Enquanto isso, prossegue, desassombrado, o festival de desinformação. Assegura o bispo que o projeto está suspenso, enquanto o ministro Jacques Wagner diz que não se tratou disso no entendimento do governo com o prelado. Espantam-se os defensores do projeto que se critique a destinação, para projetos de irrigação, da maior parte das águas transpostas - dizem até que isso não faz parte do projeto -, quando o próprio estudo de impacto ambiental por eles apresentado ao Ibama se refere várias vezes a essa destinação. Será preciso outro drama para que se discuta em termos claros, de modo a que a sociedade possa tomar posição?

Não é diferente o problema da suspensão de exportações de carne bovina brasileira por causa de problemas sanitários. Muito menos a ameaça de expansão da chamada gripe aviária pela Europa e América Latina (já há pelo menos um caso na Colômbia). O tema está na pauta da Organização Mundial de Saúde há pelo menos uma década. Em artigo publicado neste espaço em junho de 1998, por exemplo, o autor destas linhas escreveu: "No momento em que - por causa de problemas ambientais e sanitários - boa parte da produção de carnes de suínos e aves se transfere da Europa para outros países, entre eles o Brasil, seria prudente que esse tipo de preocupação permeasse nossas políticas econômicas e sanitárias. Para que amanhã não haja colapsos 'inesperados'." Sete anos depois, por causa do contingenciamento de verbas para a defesa sanitária, enfrentamos uma crise nas exportações.

Mas poderia ser também o caso da seca na Amazônia. O tema das mudanças climáticas está na pauta diplomática no mundo desde meados da década de 1980. Em 1992, chegou-se, na Rio-92, à convenção pela qual os países industrializados se comprometeram a reduzir em 5,2% suas emissões de poluentes da atmosfera. Em 2002, na cúpula mundial de Johanesburgo, o presidente do Painel Intergovernamental sobre Mudanças Climáticas (IPCC) afirmou que essas mudanças já estavam em curso no Brasil: "Vocês terão secas mais intensas, inundações mais graves, dificuldades progressivas no abastecimento de água, principalmente das grandes cidades." Em dezembro do ano passado, em Buenos Aires, o IPCC e a Organização Meteorológica Mundial reafirmaram esse quadro e ressaltaram a necessidade de "adaptação" urgente. Mas quase nada fizemos por aqui.

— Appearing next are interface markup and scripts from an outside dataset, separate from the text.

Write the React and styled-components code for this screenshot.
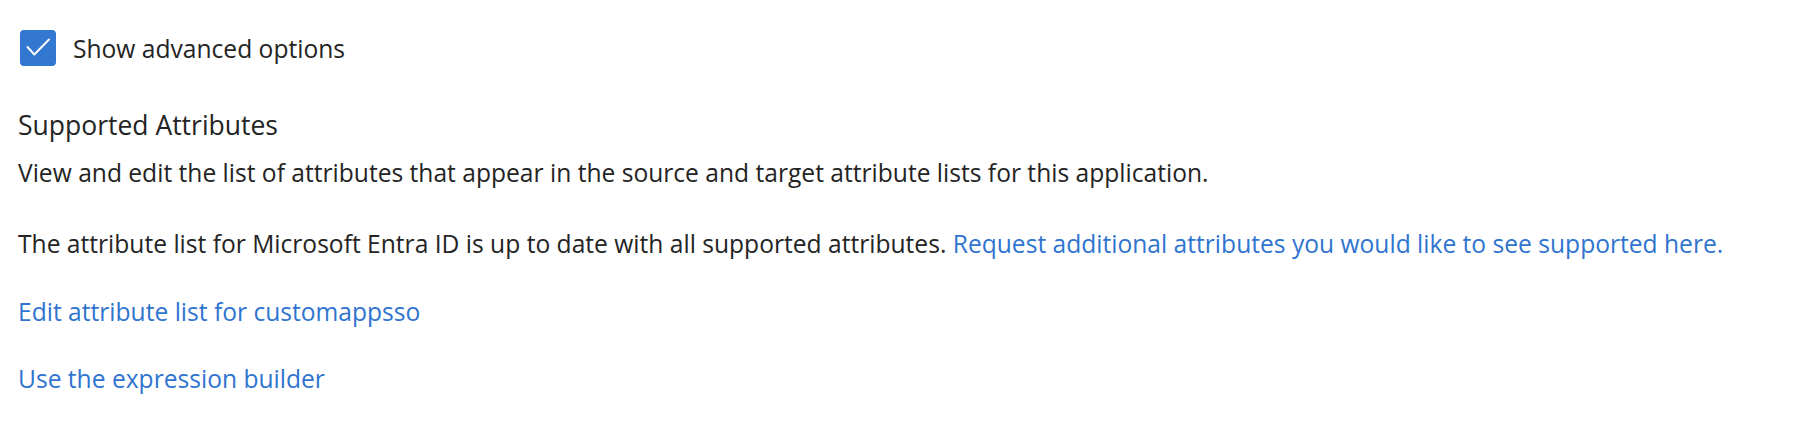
import styled, { createGlobalStyle } from "styled-components";

const GlobalStyle = createGlobalStyle`
  body {
    margin: 0;
    background: #ffffff;
    font-family: "Open Sans", "Noto Sans", sans-serif;
    color: #242424;
  }
`;

const Page = styled.div`
  display: flex;
  flex-direction: column;
  align-items: flex-start;
  padding: 30px 0 0 18px;
`;

const CheckRow = styled.label`
  display: flex;
  align-items: center;
  gap: 17px;
  height: 36px;
  margin-left: 2px;
  font-size: 24.6px;
  cursor: pointer;
`;

const Box = styled.span`
  width: 36px;
  height: 36px;
  border-radius: 4px;
  background: #3277d0;
  display: flex;
`;

const Heading = styled.h2`
  margin: 39px 0 0;
  font-size: 26.5px;
  font-weight: 400;
  line-height: 40px;
`;

const Text = styled.p`
  margin: ${(p) => p.$top}px 0 0;
  font-size: 24.6px;
  line-height: 36px;
`;

const Link = styled.a`
  color: #2f74cf;
  text-decoration: none;
  cursor: pointer;
`;

const BlockLink = styled(Link)`
  display: block;
  margin-top: ${(p) => p.$top}px;
  font-size: 24.6px;
  line-height: 36px;
`;

export default function App() {
  return (
    <>
      <GlobalStyle />
      <Page>
        <CheckRow>
          <Box>
            <svg width="36" height="36" viewBox="0 0 36 36" fill="none">
              <path d="M7.5 17 L14.3 24.5 L29 9.5" stroke="#fff" strokeWidth="1.9" strokeLinecap="round" strokeLinejoin="round" />
            </svg>
          </Box>
          Show advanced options
        </CheckRow>
        <Heading>Supported Attributes</Heading>
        <Text $top={10}>
          View and edit the list of attributes that appear in the source and target attribute lists for this application.
        </Text>
        <Text $top={35}>
          The attribute list for Microsoft Entra ID is up to date with all supported attributes.{" "}
          <Link>Request additional attributes you would like to see supported here.</Link>
        </Text>
        <BlockLink $top={32}>Edit attribute list for customappsso</BlockLink>
        <BlockLink $top={31}>Use the expression builder</BlockLink>
      </Page>
    </>
  );
}
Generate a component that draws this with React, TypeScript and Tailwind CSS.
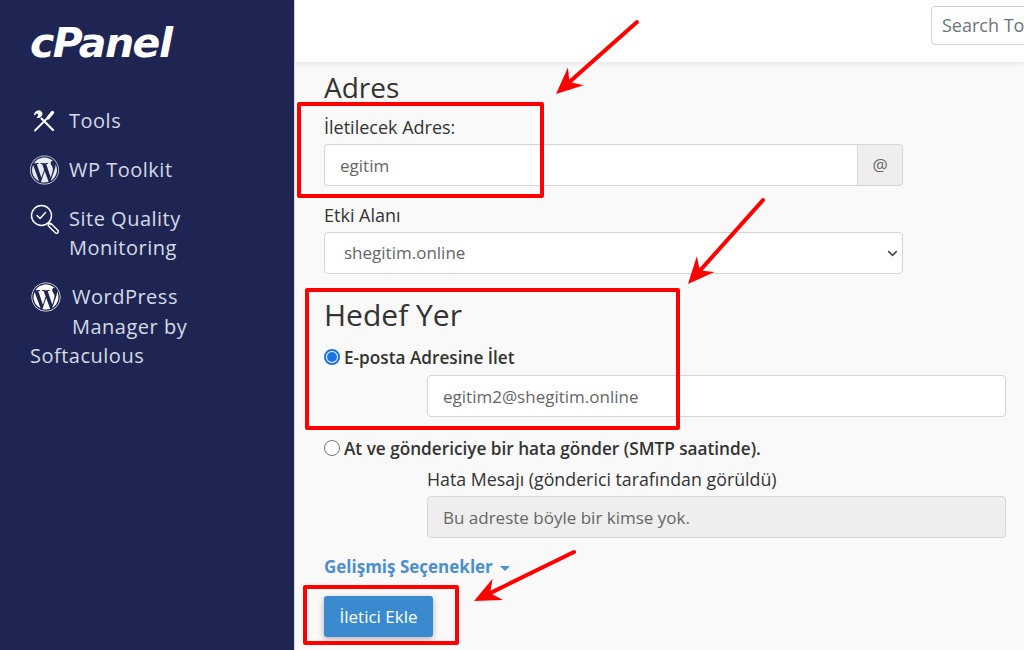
import { ChevronDown } from "lucide-react"
import { FaWordpress } from "react-icons/fa"

function ToolsIcon() {
  return (
    <svg viewBox="0 0 22 22" className="h-[22px] w-[22px]" fill="none" stroke="currentColor" strokeLinecap="round" strokeLinejoin="round">
      <path d="M2 20.500 13.500 9" strokeWidth="1.800" />
      <path d="M15 8 19.500 2.500" strokeWidth="3.400" />
      <path d="M8.500 8.500 20 20" strokeWidth="2.200" />
      <path d="M7 1C4.500.2 1.400 2 1.500 4.800l2.300-1.900 2.400 2.100-2 2.400c2.800.6 5.400-1.800 4.800-4.500z" fill="currentColor" strokeWidth="1" />
    </svg>
  )
}

function QualityIcon() {
  return (
    <svg viewBox="0 0 30 30" className="h-[30px] w-[30px]" fill="none" stroke="currentColor" strokeLinecap="round" strokeLinejoin="round">
      <circle cx="11.500" cy="11.500" r="10" strokeWidth="1.400" />
      <path d="m7 11.500 3 3 5.500-6" strokeWidth="1.400" />
      <path d="m18.500 18.500 2 2" strokeWidth="1.400" />
      <path d="m21 19.500 7 7a1.800 1.800 0 0 1-2.500 2.500l-7-7a1.800 1.800 0 0 1 2.500-2.500z" strokeWidth="1.400" />
    </svg>
  )
}

function Sidebar() {
  return (
    <aside className="w-[294px] shrink-0 bg-[#1f2552] pl-[30px] pr-[100px] text-[20px] leading-[29px] tracking-[0.5px] text-[#d3dae8]">
      <div className="h-[106px] pt-[21px] text-[41px] leading-[44px] font-bold tracking-[-1.500px] text-white italic [font-family:'DejaVu_Sans',sans-serif]">
        cPanel
      </div>
      <div className="flow-root">
        <div className="mb-[20px] flex items-center">
          <span className="mr-[14px] ml-[3px] text-white">
            <ToolsIcon />
          </span>
          Tools
        </div>
        <div className="mb-[20px] flex items-center">
          <FaWordpress className="-my-px mr-[9px] -ml-px h-[30px] w-[31px] text-[#e8ebf2]" />
          WP Toolkit
        </div>
        <div className="mb-[20px] flow-root">
          <span className="float-left h-[35px] text-white">
            <QualityIcon />
          </span>
          <div className="pl-[39px]">
            Site Quality
            <br />
            Monitoring
          </div>
        </div>
        <div className="leading-[29.500px]">
          <FaWordpress className="float-left mr-[11px] ml-[1px] h-[30px] w-[30px] text-white" />
          WordPress Manager by Softaculous
        </div>
      </div>
    </aside>
  )
}

const fieldClass = "h-[42px] rounded-[4px] border border-[#d5d5d5] px-[15px] text-[17px] leading-[42px] text-[#666]"

function Form() {
  return (
    <div className="relative flex-1 bg-[#f9f9f9] pl-[29px] text-[17px] text-[#333]">
      <h2 className="pt-[8px] text-[28px] leading-[34px] text-[#333]">Adres</h2>
      <label className="mt-[11px] block h-[24px] text-[18px] leading-[24px] font-medium">İletilecek Adres:</label>
      <div className="mt-[5px] flex w-[579px]">
        <div className={`${fieldClass} flex-1 rounded-r-none border-r-0 bg-white`}>egitim</div>
        <div className="flex h-[42px] w-[46px] items-center justify-center rounded-r-[4px] border border-[#d5d5d5] bg-[#eee] text-[#666]">
          @
        </div>
      </div>
      <label className="mt-[17px] block h-[24px] text-[18px] leading-[24px] font-medium">Etki Alanı</label>
      <div className={`${fieldClass} mt-[5px] flex w-[579px] items-center justify-between bg-white pr-[2px] pl-[19px]`}>
        shegitim.online
        <ChevronDown className="h-[15px] w-[15px] text-[#444]" strokeWidth={2.500} />
      </div>
      <h2 className="mt-[23px] h-[36px] text-[30px] leading-[36px]">Hedef Yer</h2>
      <label className="mt-[14px] flex h-[22px] items-center text-[17.200px] font-semibold">
        <span className="mt-[-2px] mr-[4px] flex h-[16px] w-[16px] items-center justify-center rounded-full border-2 border-[#1a73e8] bg-white">
          <span className="h-[10px] w-[10px] rounded-full bg-[#1a73e8]" />
        </span>
        E-posta Adresine İlet
      </label>
      <div className={`${fieldClass} mt-[6px] ml-[103px] w-[579px] bg-white`}>egitim2@shegitim.online</div>
      <label className="mt-[21px] flex h-[22px] items-center text-[17.200px] font-semibold">
        <span className="mt-[-2px] mr-[4px] h-[16px] w-[16px] rounded-full border border-[#767676] bg-white" />
        At ve göndericiye bir hata gönder (SMTP saatinde).
      </label>
      <label className="mt-[7px] ml-[103px] block h-[24px] text-[17.800px] leading-[24px] font-medium">
        Hata Mesajı (gönderici tarafından görüldü)
      </label>
      <div className={`${fieldClass} mt-[5px] ml-[103px] w-[579px] bg-[#eee] leading-[40px]`}>Bu adreste böyle bir kimse yok.</div>
      <div className="mt-[17px] flex h-[24px] items-center font-bold text-[#4a8fcf]">
        Gelişmiş Seçenekler
        <span className="mt-[2px] ml-[7px] h-0 w-0 border-x-[5px] border-t-[5px] border-x-transparent border-t-[#4a8fcf]" />
      </div>
      <button className="mt-[17px] h-[41px] w-[109px] rounded-[3px] bg-[#3b8ad0] text-[17px] text-white shadow-[0_2px_6px_rgba(0,0,0,0.3)]">
        İletici Ekle
      </button>
    </div>
  )
}

function Arrow({ x1, y1, x2, y2 }: { x1: number; y1: number; x2: number; y2: number }) {
  const angle = Math.atan2(y2 - y1, x2 - x1)
  const len = 29
  const spread = 0.42
  const p = (a: number) => `${x2 - len * Math.cos(angle + a)},${y2 - len * Math.sin(angle + a)}`
  const nx = x2 - 18 * Math.cos(angle)
  const ny = y2 - 18 * Math.sin(angle)
  return (
    <g>
      <line x1={x1} y1={y1} x2={nx} y2={ny} stroke="#ff0000" strokeWidth="4" strokeLinecap="round" />
      <polygon points={`${x2},${y2} ${p(spread)} ${nx},${ny} ${p(-spread)}`} fill="#ff0000" />
    </g>
  )
}

export default function App() {
  return (
    <div className="relative flex h-[650px] w-[1024px] overflow-hidden bg-white [font-family:'Open_Sans',sans-serif]">
      <Sidebar />
      <main className="flex min-w-0 flex-1 flex-col border-l border-[#dcdce6]">
        <header className="relative z-10 flex h-[62px] shrink-0 justify-end overflow-hidden bg-white pt-[6px] shadow-[0_1px_6px_rgba(0,0,0,0.1)]">
          <div className="h-[39px] w-[160px] shrink-0 translate-x-[67px] rounded-[4px] border border-[#ced4da] px-[10px] text-[18px] leading-[37px] whitespace-nowrap text-[#6c757d]">
            Search Tools
          </div>
        </header>
        <Form />
      </main>

      {/* annotations drawn on top of the screenshot */}
      <div className="absolute top-[102px] left-[297px] z-20 h-[96px] w-[247px] rounded-[2px] border-4 border-[#ff0000]" />
      <div className="absolute top-[288px] left-[305px] z-20 h-[142px] w-[375px] rounded-[2px] border-4 border-[#ff0000]" />
      <div className="absolute top-[585px] left-[303px] z-20 h-[60px] w-[156px] rounded-[2px] border-4 border-[#ff0000]" />
      <svg className="absolute inset-0 z-20 h-[650px] w-[1024px]" viewBox="0 0 1024 650">
        <Arrow x1={637} y1={22} x2={556} y2={94} />
        <Arrow x1={763} y1={200} x2={688} y2={284} />
        <Arrow x1={574} y1={552} x2={474} y2={601} />
      </svg>
    </div>
  )
}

A seca extemporânea do início do ano gerou perdas brutais para a agricultura. Tivemos tufões e tornados, inundações graves. Agora, parecemos surpresos com o fato de que o aquecimento das águas dos oceanos esteja provocando uma seca sem precedentes na Amazônia, interrompa a navegação e até o abastecimento dos habitantes da "pátria da água".

Mas qual é a estratégia brasileira para mudanças climáticas? Continuamos fazendo de conta que não importam as advertências do secretário-geral da ONU, Kofi Annan, de que os maiores problemas que ameaçam a sobrevivência de espécie humana são as mudanças climáticas e a insustentabilidade dos padrões mundiais de produção e consumo, além da capacidade de reposição da biosfera terrestre. Relegamos ao limbo advertências como as do cientista Carlos Nobre, do Instituto Nacional de Pesquisas Espaciais, de que o desmatamento na Amazônia poderá produzir mudanças importantes no clima da região (e de outras) e até mesmo a savanização de partes do bioma. Seguimos sem estratégia para a Amazônia, devastando-a para criar bois e plantar soja destinados à exportação.

Não bastasse, vai passando pelo Congresso, debaixo de silêncio na comunicação, projeto governamental para conceder a empresas privadas a gestão de dezenas de milhares de quilômetros quadrados de florestas públicas amazônicas e outras - uma iniciativa fortemente criticada (sem resposta convincente) por grande parte da comunidade científica.

Daqui a pouco, passado o interesse pela seca, retornaremos ao ramerrão da devastação amazônica.